Exercise details. Only the number is wanted: count the lines in the data with "TypeScript" in them.

Information supplied.
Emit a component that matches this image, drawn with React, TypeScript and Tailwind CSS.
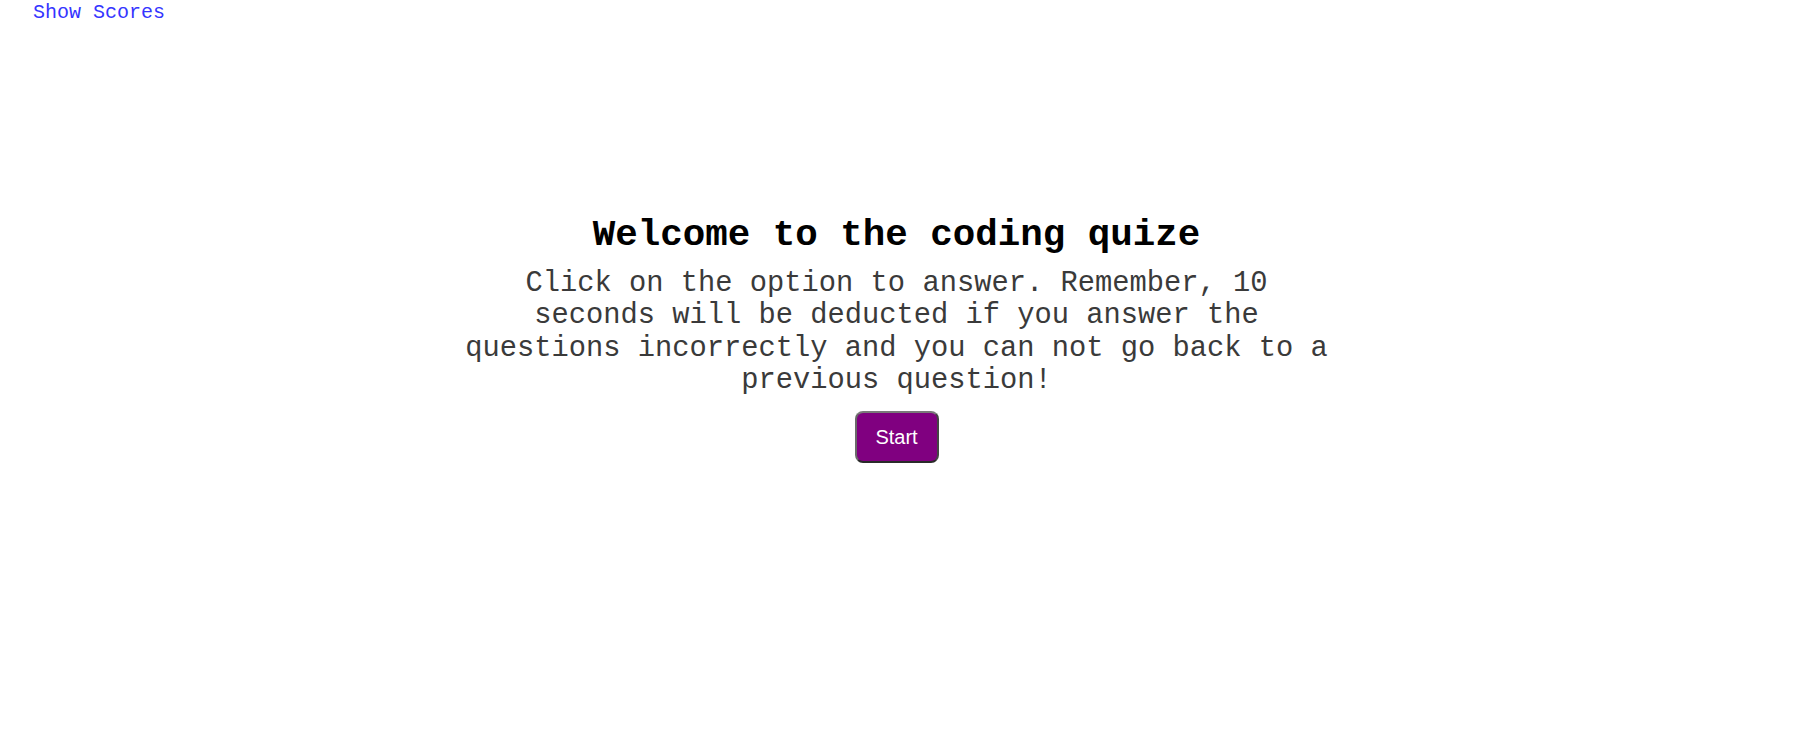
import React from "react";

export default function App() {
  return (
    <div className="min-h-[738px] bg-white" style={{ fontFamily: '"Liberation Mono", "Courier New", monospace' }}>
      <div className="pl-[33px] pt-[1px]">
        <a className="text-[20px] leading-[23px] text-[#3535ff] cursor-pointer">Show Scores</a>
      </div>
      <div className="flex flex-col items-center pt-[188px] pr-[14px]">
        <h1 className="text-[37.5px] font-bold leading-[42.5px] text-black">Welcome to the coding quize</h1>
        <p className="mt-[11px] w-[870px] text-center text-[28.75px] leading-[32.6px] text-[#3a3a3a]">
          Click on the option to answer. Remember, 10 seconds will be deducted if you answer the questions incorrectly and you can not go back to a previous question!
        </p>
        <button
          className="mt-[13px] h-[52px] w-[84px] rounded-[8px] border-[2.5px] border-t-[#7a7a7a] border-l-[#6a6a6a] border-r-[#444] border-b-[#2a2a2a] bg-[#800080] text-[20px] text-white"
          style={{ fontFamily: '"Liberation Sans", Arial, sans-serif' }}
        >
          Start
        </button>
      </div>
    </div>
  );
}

...

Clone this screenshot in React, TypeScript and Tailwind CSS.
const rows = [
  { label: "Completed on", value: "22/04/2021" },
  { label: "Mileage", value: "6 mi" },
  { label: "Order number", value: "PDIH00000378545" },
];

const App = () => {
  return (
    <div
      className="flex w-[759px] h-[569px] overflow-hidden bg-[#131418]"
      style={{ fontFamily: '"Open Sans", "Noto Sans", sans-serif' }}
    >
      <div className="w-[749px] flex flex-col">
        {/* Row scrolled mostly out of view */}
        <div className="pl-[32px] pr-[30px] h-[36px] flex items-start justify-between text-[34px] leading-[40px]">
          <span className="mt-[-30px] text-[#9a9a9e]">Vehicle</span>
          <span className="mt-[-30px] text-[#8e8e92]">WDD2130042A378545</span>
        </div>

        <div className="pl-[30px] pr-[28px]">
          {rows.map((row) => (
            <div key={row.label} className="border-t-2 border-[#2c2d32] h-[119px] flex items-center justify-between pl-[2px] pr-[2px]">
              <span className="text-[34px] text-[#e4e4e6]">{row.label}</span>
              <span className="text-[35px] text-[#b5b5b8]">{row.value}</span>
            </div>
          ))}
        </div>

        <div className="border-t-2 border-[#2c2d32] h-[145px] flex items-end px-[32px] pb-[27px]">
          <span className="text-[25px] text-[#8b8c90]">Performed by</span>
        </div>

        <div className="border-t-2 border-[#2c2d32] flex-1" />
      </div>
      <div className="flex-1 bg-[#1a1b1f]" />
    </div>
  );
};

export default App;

Task solution. 2